◆ Short task
Without the pictures, print the lines running from the beginning of the material to the line containing "3.32c.12.22.37.29.59.22l2.39-.96c.5.38 1.03.7 1.62.94l.36", both ends included.

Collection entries
┌──
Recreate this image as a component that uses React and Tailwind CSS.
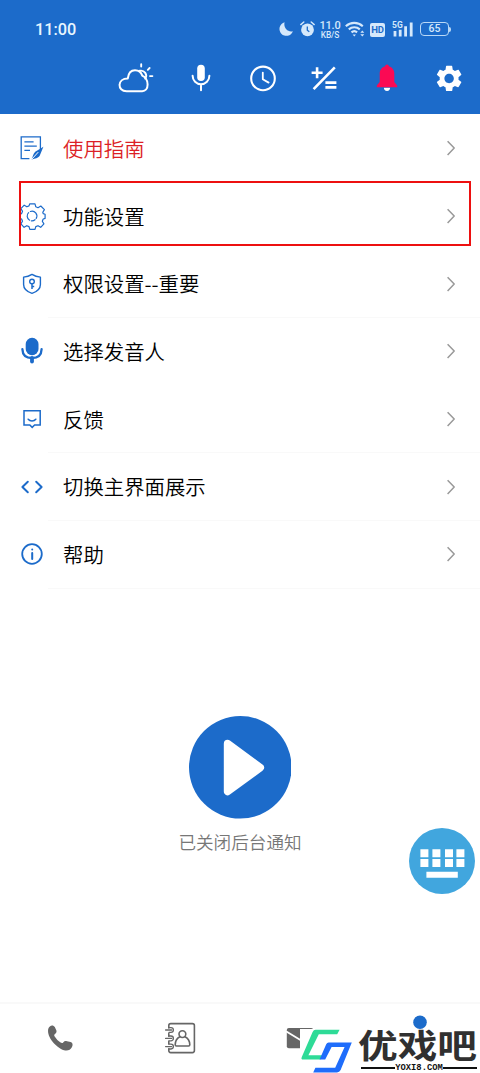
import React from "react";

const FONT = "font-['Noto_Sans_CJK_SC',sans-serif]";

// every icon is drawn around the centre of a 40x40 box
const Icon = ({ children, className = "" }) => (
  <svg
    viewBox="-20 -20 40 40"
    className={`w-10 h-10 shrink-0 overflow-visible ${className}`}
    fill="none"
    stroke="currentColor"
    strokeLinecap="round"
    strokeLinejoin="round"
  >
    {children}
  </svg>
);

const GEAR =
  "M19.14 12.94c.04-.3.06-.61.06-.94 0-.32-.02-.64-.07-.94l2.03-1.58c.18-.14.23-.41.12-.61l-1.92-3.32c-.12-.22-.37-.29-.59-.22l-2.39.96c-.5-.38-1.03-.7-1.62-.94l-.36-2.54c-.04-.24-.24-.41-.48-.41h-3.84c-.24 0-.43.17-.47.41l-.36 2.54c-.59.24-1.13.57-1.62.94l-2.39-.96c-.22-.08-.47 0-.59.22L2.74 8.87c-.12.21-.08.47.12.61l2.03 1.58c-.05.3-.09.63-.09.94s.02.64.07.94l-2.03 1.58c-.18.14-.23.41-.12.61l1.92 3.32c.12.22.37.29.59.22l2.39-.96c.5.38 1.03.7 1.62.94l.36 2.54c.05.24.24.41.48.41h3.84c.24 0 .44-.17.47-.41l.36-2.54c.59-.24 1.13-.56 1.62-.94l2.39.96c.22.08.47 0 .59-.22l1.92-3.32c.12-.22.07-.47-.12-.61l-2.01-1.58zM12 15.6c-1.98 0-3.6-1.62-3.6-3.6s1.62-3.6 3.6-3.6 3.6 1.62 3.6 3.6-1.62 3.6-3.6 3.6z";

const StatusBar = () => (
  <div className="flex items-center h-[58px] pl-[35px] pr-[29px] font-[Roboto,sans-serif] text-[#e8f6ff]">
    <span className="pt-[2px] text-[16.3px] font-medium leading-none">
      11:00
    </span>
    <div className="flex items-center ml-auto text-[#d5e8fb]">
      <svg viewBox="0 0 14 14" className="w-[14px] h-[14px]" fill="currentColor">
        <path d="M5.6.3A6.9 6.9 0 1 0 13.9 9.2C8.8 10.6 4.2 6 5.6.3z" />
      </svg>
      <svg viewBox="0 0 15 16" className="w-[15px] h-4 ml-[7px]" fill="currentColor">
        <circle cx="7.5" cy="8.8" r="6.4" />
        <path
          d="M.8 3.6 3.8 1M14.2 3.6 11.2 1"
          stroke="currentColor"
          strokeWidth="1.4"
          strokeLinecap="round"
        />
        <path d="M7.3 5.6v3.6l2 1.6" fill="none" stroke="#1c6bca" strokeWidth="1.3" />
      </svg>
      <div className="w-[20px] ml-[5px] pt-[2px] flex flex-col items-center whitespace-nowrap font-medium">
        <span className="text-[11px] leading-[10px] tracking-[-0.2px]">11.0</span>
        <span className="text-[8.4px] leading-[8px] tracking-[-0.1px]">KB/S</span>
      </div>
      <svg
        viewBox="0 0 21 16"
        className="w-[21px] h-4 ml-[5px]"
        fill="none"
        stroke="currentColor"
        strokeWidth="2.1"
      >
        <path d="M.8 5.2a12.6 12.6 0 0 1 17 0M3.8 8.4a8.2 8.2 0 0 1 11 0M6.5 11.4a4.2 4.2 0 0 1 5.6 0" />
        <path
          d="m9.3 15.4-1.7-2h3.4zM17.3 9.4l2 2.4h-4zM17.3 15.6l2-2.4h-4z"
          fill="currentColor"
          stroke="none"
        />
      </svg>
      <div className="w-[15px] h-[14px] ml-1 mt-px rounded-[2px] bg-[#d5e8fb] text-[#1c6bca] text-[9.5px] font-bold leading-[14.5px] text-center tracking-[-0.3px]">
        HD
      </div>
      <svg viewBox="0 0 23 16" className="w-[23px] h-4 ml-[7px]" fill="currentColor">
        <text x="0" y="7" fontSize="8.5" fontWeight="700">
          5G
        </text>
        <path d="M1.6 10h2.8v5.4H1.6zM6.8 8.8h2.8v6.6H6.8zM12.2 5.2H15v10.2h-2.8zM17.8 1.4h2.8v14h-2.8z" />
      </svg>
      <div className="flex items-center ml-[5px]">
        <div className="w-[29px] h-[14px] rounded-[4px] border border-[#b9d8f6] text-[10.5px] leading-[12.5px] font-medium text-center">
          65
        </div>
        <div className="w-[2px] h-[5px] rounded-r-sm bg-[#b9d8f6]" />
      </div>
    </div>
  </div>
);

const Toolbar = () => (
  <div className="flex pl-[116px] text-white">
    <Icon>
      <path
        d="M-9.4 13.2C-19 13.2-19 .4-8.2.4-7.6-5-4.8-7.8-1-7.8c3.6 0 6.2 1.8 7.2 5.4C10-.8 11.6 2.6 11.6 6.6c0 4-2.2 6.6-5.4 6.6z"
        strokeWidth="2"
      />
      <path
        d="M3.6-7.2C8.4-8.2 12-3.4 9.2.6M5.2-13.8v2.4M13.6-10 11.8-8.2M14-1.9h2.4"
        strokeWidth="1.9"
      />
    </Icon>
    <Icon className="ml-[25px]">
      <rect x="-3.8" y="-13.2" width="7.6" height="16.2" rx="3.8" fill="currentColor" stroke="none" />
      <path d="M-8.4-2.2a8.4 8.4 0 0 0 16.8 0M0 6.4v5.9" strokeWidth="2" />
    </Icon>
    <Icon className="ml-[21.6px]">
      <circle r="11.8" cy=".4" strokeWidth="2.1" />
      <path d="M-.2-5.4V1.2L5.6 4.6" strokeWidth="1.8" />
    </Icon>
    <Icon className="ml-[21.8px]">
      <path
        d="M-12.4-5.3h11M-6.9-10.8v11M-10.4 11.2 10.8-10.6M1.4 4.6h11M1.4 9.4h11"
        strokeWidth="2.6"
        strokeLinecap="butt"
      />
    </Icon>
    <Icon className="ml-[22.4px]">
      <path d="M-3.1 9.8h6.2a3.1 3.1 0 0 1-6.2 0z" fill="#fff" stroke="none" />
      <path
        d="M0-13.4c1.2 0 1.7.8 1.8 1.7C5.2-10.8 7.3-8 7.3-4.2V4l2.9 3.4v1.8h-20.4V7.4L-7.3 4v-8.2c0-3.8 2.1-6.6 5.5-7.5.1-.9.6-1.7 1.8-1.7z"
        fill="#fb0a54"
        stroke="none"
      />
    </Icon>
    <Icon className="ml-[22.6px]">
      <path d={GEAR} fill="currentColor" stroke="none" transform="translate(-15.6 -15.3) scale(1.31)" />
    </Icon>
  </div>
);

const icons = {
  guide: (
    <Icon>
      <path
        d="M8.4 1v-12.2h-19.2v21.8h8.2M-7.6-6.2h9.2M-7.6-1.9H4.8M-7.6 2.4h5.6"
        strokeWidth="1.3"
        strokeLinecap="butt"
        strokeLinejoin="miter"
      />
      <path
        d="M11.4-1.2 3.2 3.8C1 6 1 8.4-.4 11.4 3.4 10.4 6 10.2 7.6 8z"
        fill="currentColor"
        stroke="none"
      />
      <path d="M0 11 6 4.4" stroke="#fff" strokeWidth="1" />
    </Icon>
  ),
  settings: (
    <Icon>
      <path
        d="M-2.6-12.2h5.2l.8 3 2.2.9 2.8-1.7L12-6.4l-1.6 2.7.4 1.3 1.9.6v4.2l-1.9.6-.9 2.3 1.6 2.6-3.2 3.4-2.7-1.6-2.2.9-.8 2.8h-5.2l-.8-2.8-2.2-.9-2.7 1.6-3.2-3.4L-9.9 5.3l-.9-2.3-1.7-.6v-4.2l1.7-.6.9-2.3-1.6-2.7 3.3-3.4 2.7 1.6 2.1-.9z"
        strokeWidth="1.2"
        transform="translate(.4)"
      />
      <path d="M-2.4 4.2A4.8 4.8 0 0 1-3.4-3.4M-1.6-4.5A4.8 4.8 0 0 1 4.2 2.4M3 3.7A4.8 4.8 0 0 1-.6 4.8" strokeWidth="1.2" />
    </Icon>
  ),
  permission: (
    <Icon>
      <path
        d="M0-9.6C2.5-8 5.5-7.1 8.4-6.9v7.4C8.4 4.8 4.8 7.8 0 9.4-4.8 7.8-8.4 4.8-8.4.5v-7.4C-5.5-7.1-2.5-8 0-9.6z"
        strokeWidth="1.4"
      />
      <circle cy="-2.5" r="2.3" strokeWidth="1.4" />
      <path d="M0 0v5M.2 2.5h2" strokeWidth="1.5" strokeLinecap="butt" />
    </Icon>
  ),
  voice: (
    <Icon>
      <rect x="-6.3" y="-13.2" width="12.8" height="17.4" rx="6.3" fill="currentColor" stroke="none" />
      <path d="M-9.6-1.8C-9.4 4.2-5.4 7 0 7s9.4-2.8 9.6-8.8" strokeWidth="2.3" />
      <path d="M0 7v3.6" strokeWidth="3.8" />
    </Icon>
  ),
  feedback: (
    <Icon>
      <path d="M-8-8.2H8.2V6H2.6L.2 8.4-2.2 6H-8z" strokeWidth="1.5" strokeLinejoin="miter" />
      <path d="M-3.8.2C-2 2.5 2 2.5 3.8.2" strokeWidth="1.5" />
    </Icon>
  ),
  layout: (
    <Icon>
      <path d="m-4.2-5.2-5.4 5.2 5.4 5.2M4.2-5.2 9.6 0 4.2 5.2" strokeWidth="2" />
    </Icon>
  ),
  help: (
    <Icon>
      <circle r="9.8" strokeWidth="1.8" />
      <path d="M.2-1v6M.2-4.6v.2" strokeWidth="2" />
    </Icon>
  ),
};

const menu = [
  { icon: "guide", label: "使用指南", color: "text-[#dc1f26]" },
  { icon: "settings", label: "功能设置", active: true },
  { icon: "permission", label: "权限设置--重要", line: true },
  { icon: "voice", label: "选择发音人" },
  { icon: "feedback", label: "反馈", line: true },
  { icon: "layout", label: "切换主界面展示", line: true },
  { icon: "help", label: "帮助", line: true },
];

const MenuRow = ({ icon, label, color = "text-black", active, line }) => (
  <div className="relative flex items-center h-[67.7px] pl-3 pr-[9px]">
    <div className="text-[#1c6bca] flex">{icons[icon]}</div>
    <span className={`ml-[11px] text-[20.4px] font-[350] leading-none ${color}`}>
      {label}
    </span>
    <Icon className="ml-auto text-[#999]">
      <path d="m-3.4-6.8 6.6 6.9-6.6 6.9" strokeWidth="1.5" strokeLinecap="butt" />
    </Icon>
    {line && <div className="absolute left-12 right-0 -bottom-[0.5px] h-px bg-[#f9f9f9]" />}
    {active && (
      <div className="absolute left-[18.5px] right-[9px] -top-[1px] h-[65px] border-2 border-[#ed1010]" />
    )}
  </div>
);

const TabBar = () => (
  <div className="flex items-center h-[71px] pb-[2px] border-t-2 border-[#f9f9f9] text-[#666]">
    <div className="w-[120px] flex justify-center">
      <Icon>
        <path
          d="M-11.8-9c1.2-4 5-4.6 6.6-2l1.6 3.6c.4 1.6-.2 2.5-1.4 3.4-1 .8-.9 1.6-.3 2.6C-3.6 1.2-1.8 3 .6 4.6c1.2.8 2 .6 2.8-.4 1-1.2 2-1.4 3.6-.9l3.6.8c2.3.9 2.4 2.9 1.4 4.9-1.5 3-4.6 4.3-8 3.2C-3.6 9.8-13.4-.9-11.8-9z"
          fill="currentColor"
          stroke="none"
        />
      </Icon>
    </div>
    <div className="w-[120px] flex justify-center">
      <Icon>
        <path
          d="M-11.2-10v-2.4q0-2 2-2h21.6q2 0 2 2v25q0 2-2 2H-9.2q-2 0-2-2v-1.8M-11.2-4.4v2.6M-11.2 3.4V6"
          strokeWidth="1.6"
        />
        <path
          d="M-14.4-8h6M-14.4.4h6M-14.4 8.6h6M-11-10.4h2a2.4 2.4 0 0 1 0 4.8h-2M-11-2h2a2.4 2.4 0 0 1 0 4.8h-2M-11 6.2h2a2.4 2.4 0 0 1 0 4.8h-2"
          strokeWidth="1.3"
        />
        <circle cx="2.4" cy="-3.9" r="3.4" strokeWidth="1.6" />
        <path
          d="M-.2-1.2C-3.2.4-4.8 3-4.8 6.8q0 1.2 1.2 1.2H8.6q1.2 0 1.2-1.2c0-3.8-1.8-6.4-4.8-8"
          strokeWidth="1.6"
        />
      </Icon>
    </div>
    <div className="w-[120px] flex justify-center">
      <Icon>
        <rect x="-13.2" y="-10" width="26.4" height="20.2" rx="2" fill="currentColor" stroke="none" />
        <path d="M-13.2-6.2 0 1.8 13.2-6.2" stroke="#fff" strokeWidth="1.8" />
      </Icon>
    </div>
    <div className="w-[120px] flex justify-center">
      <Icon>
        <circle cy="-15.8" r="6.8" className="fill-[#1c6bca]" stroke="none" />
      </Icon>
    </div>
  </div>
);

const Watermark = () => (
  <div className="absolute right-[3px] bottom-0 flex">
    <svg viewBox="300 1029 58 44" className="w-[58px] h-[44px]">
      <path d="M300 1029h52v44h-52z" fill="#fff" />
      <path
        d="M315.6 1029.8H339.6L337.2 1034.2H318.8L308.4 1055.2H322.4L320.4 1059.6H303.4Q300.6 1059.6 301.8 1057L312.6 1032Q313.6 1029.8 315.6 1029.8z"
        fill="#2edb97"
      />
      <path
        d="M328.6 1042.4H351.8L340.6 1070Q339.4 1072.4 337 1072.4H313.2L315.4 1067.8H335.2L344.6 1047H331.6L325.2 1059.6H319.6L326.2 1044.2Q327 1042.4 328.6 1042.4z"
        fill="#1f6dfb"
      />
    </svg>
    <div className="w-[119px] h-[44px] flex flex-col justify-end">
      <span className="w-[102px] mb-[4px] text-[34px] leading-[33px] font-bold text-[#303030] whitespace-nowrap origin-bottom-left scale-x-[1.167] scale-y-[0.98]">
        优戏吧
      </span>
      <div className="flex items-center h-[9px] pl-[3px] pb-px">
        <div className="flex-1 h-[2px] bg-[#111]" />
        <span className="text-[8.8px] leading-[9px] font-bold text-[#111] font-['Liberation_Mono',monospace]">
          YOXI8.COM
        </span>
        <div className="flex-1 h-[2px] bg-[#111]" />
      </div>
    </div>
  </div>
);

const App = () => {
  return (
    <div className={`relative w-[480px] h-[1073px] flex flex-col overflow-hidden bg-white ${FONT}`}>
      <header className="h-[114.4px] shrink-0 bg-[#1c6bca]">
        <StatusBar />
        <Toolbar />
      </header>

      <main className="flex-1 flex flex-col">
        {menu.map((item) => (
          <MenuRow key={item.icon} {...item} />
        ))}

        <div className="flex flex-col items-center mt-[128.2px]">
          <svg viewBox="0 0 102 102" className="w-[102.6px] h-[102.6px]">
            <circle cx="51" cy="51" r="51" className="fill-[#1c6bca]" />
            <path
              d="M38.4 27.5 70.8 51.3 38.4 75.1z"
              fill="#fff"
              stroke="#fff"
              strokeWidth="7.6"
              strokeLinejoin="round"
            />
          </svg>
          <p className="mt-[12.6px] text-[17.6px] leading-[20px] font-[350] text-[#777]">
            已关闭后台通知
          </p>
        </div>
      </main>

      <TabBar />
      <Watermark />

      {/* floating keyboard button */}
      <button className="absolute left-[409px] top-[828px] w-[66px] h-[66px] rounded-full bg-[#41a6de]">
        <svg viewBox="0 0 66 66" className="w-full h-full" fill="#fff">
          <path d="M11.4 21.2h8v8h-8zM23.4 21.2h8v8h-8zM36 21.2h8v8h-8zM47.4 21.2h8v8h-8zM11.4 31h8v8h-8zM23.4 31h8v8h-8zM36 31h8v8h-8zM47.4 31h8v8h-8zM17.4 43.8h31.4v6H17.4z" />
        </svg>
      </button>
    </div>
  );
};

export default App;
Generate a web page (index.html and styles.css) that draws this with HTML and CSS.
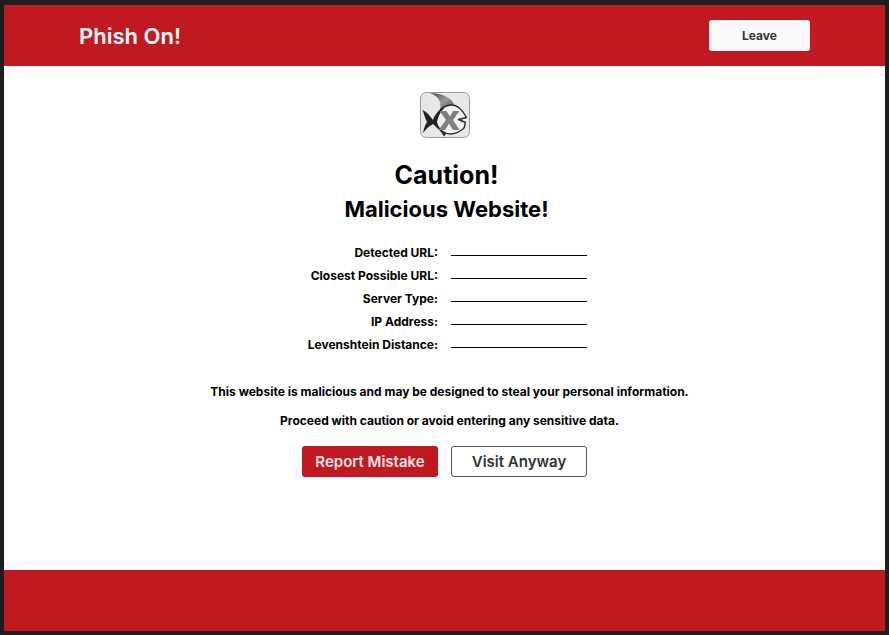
└──
◆ The solution
Recreate this image as a component that uses React and Tailwind CSS.
import React from "react";

const FONT = "font-['Noto_Sans_CJK_SC',sans-serif]";

// every icon is drawn around the centre of a 40x40 box
const Icon = ({ children, className = "" }) => (
  <svg
    viewBox="-20 -20 40 40"
    className={`w-10 h-10 shrink-0 overflow-visible ${className}`}
    fill="none"
    stroke="currentColor"
    strokeLinecap="round"
    strokeLinejoin="round"
  >
    {children}
  </svg>
);

const GEAR =
  "M19.14 12.94c.04-.3.06-.61.06-.94 0-.32-.02-.64-.07-.94l2.03-1.58c.18-.14.23-.41.12-.61l-1.92-3.32c-.12-.22-.37-.29-.59-.22l-2.39.96c-.5-.38-1.03-.7-1.62-.94l-.36-2.54c-.04-.24-.24-.41-.48-.41h-3.84c-.24 0-.43.17-.47.41l-.36 2.54c-.59.24-1.13.57-1.62.94l-2.39-.96c-.22-.08-.47 0-.59.22L2.74 8.87c-.12.21-.08.47.12.61l2.03 1.58c-.05.3-.09.63-.09.94s.02.64.07.94l-2.03 1.58c-.18.14-.23.41-.12.61l1.92 3.32c.12.22.37.29.59.22l2.39-.96c.5.38 1.03.7 1.62.94l.36 2.54c.05.24.24.41.48.41h3.84c.24 0 .44-.17.47-.41l.36-2.54c.59-.24 1.13-.56 1.62-.94l2.39.96c.22.08.47 0 .59-.22l1.92-3.32c.12-.22.07-.47-.12-.61l-2.01-1.58zM12 15.6c-1.98 0-3.6-1.62-3.6-3.6s1.62-3.6 3.6-3.6 3.6 1.62 3.6 3.6-1.62 3.6-3.6 3.6z";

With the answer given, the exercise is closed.